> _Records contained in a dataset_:
START
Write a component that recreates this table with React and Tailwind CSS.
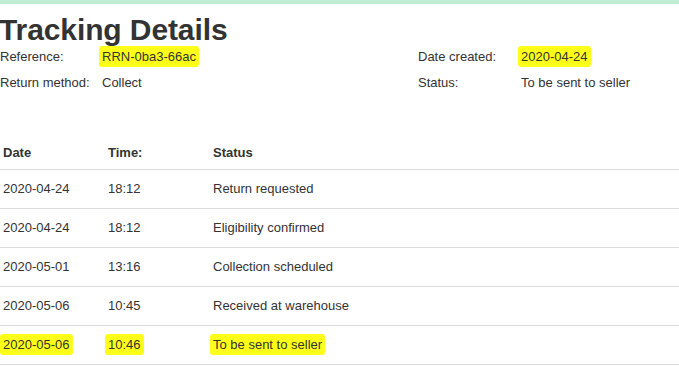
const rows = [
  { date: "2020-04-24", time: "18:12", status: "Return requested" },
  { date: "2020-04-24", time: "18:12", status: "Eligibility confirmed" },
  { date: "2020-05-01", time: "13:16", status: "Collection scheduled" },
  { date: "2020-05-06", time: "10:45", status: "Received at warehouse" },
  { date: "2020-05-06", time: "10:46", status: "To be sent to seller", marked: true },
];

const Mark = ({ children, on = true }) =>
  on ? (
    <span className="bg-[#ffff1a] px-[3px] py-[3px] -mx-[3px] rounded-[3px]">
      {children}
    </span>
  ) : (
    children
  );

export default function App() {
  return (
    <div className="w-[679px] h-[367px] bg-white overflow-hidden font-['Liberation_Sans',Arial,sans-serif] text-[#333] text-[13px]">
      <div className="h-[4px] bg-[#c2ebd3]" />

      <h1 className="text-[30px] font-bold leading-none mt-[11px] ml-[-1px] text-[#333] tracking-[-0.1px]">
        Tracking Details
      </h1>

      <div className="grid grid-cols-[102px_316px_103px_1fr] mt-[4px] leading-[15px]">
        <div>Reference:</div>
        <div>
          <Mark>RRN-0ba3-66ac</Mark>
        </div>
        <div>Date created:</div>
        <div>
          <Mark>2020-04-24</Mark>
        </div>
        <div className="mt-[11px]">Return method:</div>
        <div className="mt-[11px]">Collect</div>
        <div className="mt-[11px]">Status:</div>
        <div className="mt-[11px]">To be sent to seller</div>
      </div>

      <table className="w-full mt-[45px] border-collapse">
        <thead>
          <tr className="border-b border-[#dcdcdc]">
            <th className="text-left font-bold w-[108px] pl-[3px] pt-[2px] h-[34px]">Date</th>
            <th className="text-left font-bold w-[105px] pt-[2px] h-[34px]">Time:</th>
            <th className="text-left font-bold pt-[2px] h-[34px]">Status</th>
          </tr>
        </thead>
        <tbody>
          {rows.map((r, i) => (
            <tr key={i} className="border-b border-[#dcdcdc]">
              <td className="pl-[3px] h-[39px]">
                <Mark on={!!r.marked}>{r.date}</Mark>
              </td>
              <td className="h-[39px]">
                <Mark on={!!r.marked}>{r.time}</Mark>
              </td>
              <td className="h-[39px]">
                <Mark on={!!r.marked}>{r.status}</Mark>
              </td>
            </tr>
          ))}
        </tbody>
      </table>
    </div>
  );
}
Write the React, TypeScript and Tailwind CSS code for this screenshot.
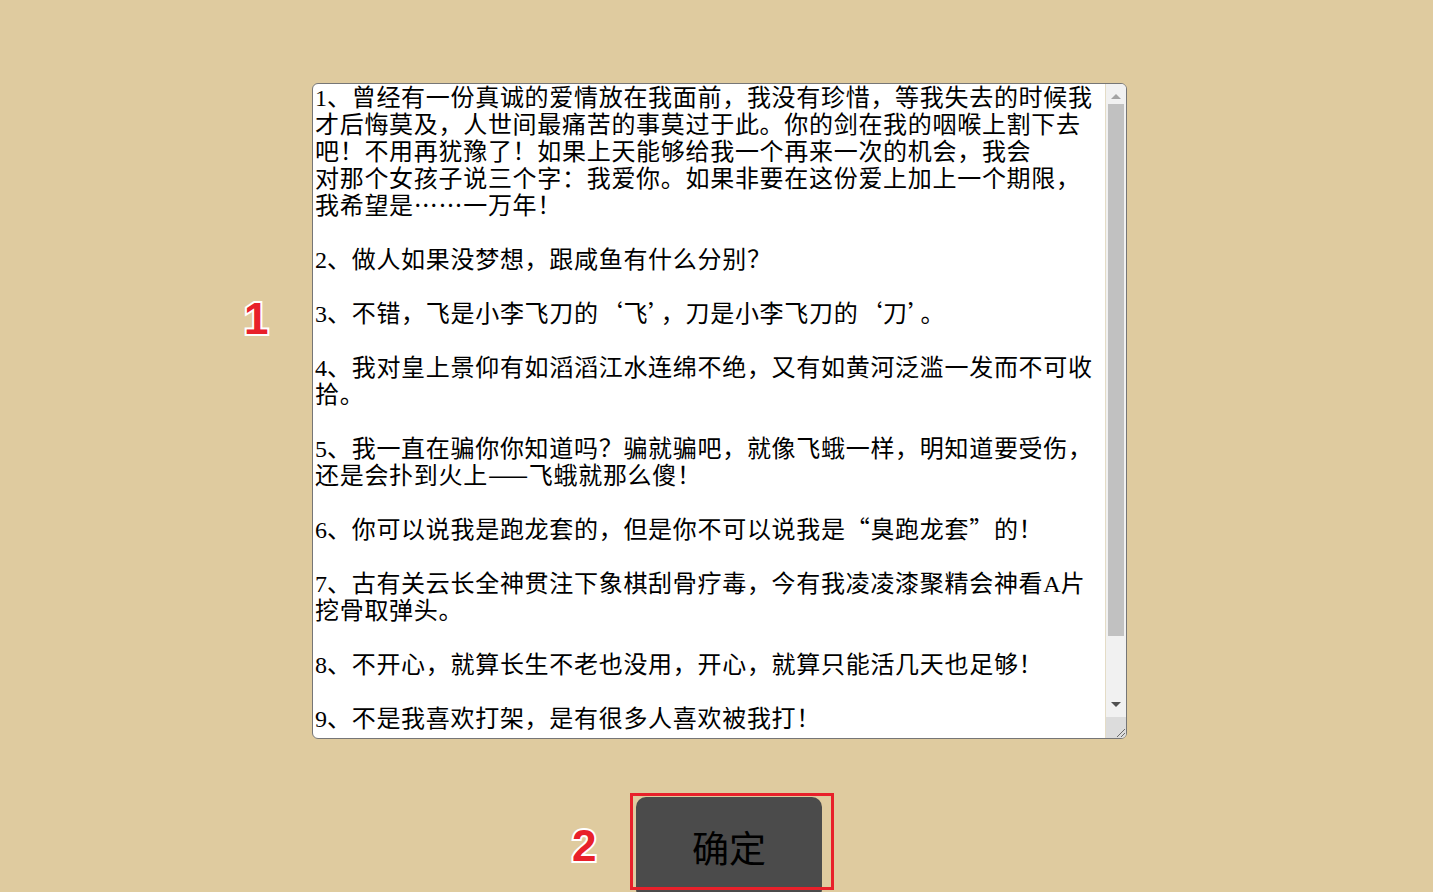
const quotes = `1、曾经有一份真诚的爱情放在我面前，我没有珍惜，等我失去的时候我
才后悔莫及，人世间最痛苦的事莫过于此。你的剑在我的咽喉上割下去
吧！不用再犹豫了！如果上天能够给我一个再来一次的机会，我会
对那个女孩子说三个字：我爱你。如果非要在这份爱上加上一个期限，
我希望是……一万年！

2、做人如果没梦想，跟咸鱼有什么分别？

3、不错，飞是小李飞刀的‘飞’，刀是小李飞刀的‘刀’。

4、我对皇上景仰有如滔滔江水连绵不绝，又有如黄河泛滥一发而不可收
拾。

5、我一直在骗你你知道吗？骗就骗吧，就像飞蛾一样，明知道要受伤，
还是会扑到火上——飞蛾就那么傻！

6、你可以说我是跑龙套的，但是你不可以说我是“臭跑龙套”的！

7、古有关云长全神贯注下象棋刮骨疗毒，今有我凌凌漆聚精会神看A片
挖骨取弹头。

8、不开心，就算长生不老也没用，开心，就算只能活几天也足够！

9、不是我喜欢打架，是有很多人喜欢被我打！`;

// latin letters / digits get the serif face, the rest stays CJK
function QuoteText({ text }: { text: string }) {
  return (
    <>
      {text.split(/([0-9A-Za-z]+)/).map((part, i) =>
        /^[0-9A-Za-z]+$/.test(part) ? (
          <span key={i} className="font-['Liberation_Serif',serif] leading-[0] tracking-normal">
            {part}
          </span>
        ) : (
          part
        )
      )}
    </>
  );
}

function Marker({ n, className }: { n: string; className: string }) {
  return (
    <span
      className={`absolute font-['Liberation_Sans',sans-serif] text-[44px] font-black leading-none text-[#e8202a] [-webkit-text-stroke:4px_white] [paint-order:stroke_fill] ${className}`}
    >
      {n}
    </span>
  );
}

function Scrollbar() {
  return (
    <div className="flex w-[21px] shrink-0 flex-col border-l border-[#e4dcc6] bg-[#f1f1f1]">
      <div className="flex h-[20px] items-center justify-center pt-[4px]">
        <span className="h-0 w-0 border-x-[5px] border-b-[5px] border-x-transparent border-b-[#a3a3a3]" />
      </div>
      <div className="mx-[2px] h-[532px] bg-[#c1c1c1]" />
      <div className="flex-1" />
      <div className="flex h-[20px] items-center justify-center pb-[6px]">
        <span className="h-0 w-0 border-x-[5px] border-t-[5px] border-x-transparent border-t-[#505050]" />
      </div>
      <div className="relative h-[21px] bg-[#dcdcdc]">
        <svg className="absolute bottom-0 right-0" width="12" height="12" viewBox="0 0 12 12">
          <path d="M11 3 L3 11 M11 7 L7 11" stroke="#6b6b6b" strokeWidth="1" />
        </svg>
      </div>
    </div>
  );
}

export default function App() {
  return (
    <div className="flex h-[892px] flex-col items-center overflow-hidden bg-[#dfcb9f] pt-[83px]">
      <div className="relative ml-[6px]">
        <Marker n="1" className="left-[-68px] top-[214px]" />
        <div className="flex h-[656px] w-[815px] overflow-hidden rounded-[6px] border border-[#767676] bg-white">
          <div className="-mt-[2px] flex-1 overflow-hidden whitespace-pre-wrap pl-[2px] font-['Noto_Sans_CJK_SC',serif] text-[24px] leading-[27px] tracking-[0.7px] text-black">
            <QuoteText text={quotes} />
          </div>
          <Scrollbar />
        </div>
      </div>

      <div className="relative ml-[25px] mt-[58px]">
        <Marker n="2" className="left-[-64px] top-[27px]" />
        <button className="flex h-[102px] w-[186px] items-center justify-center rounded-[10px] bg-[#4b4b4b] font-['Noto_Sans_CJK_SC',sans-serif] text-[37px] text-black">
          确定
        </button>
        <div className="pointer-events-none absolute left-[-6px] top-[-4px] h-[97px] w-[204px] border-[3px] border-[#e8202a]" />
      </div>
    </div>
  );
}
END
> _What you need to do_: Pictures appear in the records above. Output everything except them, exactly.

> _Task response_:
Write a component that recreates this table with React and Tailwind CSS.
const rows = [
  { date: "2020-04-24", time: "18:12", status: "Return requested" },
  { date: "2020-04-24", time: "18:12", status: "Eligibility confirmed" },
  { date: "2020-05-01", time: "13:16", status: "Collection scheduled" },
  { date: "2020-05-06", time: "10:45", status: "Received at warehouse" },
  { date: "2020-05-06", time: "10:46", status: "To be sent to seller", marked: true },
];

const Mark = ({ children, on = true }) =>
  on ? (
    <span className="bg-[#ffff1a] px-[3px] py-[3px] -mx-[3px] rounded-[3px]">
      {children}
    </span>
  ) : (
    children
  );

export default function App() {
  return (
    <div className="w-[679px] h-[367px] bg-white overflow-hidden font-['Liberation_Sans',Arial,sans-serif] text-[#333] text-[13px]">
      <div className="h-[4px] bg-[#c2ebd3]" />

      <h1 className="text-[30px] font-bold leading-none mt-[11px] ml-[-1px] text-[#333] tracking-[-0.1px]">
        Tracking Details
      </h1>

      <div className="grid grid-cols-[102px_316px_103px_1fr] mt-[4px] leading-[15px]">
        <div>Reference:</div>
        <div>
          <Mark>RRN-0ba3-66ac</Mark>
        </div>
        <div>Date created:</div>
        <div>
          <Mark>2020-04-24</Mark>
        </div>
        <div className="mt-[11px]">Return method:</div>
        <div className="mt-[11px]">Collect</div>
        <div className="mt-[11px]">Status:</div>
        <div className="mt-[11px]">To be sent to seller</div>
      </div>

      <table className="w-full mt-[45px] border-collapse">
        <thead>
          <tr className="border-b border-[#dcdcdc]">
            <th className="text-left font-bold w-[108px] pl-[3px] pt-[2px] h-[34px]">Date</th>
            <th className="text-left font-bold w-[105px] pt-[2px] h-[34px]">Time:</th>
            <th className="text-left font-bold pt-[2px] h-[34px]">Status</th>
          </tr>
        </thead>
        <tbody>
          {rows.map((r, i) => (
            <tr key={i} className="border-b border-[#dcdcdc]">
              <td className="pl-[3px] h-[39px]">
                <Mark on={!!r.marked}>{r.date}</Mark>
              </td>
              <td className="h-[39px]">
                <Mark on={!!r.marked}>{r.time}</Mark>
              </td>
              <td className="h-[39px]">
                <Mark on={!!r.marked}>{r.status}</Mark>
              </td>
            </tr>
          ))}
        </tbody>
      </table>
    </div>
  );
}
Write the React, TypeScript and Tailwind CSS code for this screenshot.
const quotes = `1、曾经有一份真诚的爱情放在我面前，我没有珍惜，等我失去的时候我
才后悔莫及，人世间最痛苦的事莫过于此。你的剑在我的咽喉上割下去
吧！不用再犹豫了！如果上天能够给我一个再来一次的机会，我会
对那个女孩子说三个字：我爱你。如果非要在这份爱上加上一个期限，
我希望是……一万年！

2、做人如果没梦想，跟咸鱼有什么分别？

3、不错，飞是小李飞刀的‘飞’，刀是小李飞刀的‘刀’。

4、我对皇上景仰有如滔滔江水连绵不绝，又有如黄河泛滥一发而不可收
拾。

5、我一直在骗你你知道吗？骗就骗吧，就像飞蛾一样，明知道要受伤，
还是会扑到火上——飞蛾就那么傻！

6、你可以说我是跑龙套的，但是你不可以说我是“臭跑龙套”的！

7、古有关云长全神贯注下象棋刮骨疗毒，今有我凌凌漆聚精会神看A片
挖骨取弹头。

8、不开心，就算长生不老也没用，开心，就算只能活几天也足够！

9、不是我喜欢打架，是有很多人喜欢被我打！`;

// latin letters / digits get the serif face, the rest stays CJK
function QuoteText({ text }: { text: string }) {
  return (
    <>
      {text.split(/([0-9A-Za-z]+)/).map((part, i) =>
        /^[0-9A-Za-z]+$/.test(part) ? (
          <span key={i} className="font-['Liberation_Serif',serif] leading-[0] tracking-normal">
            {part}
          </span>
        ) : (
          part
        )
      )}
    </>
  );
}

function Marker({ n, className }: { n: string; className: string }) {
  return (
    <span
      className={`absolute font-['Liberation_Sans',sans-serif] text-[44px] font-black leading-none text-[#e8202a] [-webkit-text-stroke:4px_white] [paint-order:stroke_fill] ${className}`}
    >
      {n}
    </span>
  );
}

function Scrollbar() {
  return (
    <div className="flex w-[21px] shrink-0 flex-col border-l border-[#e4dcc6] bg-[#f1f1f1]">
      <div className="flex h-[20px] items-center justify-center pt-[4px]">
        <span className="h-0 w-0 border-x-[5px] border-b-[5px] border-x-transparent border-b-[#a3a3a3]" />
      </div>
      <div className="mx-[2px] h-[532px] bg-[#c1c1c1]" />
      <div className="flex-1" />
      <div className="flex h-[20px] items-center justify-center pb-[6px]">
        <span className="h-0 w-0 border-x-[5px] border-t-[5px] border-x-transparent border-t-[#505050]" />
      </div>
      <div className="relative h-[21px] bg-[#dcdcdc]">
        <svg className="absolute bottom-0 right-0" width="12" height="12" viewBox="0 0 12 12">
          <path d="M11 3 L3 11 M11 7 L7 11" stroke="#6b6b6b" strokeWidth="1" />
        </svg>
      </div>
    </div>
  );
}

export default function App() {
  return (
    <div className="flex h-[892px] flex-col items-center overflow-hidden bg-[#dfcb9f] pt-[83px]">
      <div className="relative ml-[6px]">
        <Marker n="1" className="left-[-68px] top-[214px]" />
        <div className="flex h-[656px] w-[815px] overflow-hidden rounded-[6px] border border-[#767676] bg-white">
          <div className="-mt-[2px] flex-1 overflow-hidden whitespace-pre-wrap pl-[2px] font-['Noto_Sans_CJK_SC',serif] text-[24px] leading-[27px] tracking-[0.7px] text-black">
            <QuoteText text={quotes} />
          </div>
          <Scrollbar />
        </div>
      </div>

      <div className="relative ml-[25px] mt-[58px]">
        <Marker n="2" className="left-[-64px] top-[27px]" />
        <button className="flex h-[102px] w-[186px] items-center justify-center rounded-[10px] bg-[#4b4b4b] font-['Noto_Sans_CJK_SC',sans-serif] text-[37px] text-black">
          确定
        </button>
        <div className="pointer-events-none absolute left-[-6px] top-[-4px] h-[97px] w-[204px] border-[3px] border-[#e8202a]" />
      </div>
    </div>
  );
}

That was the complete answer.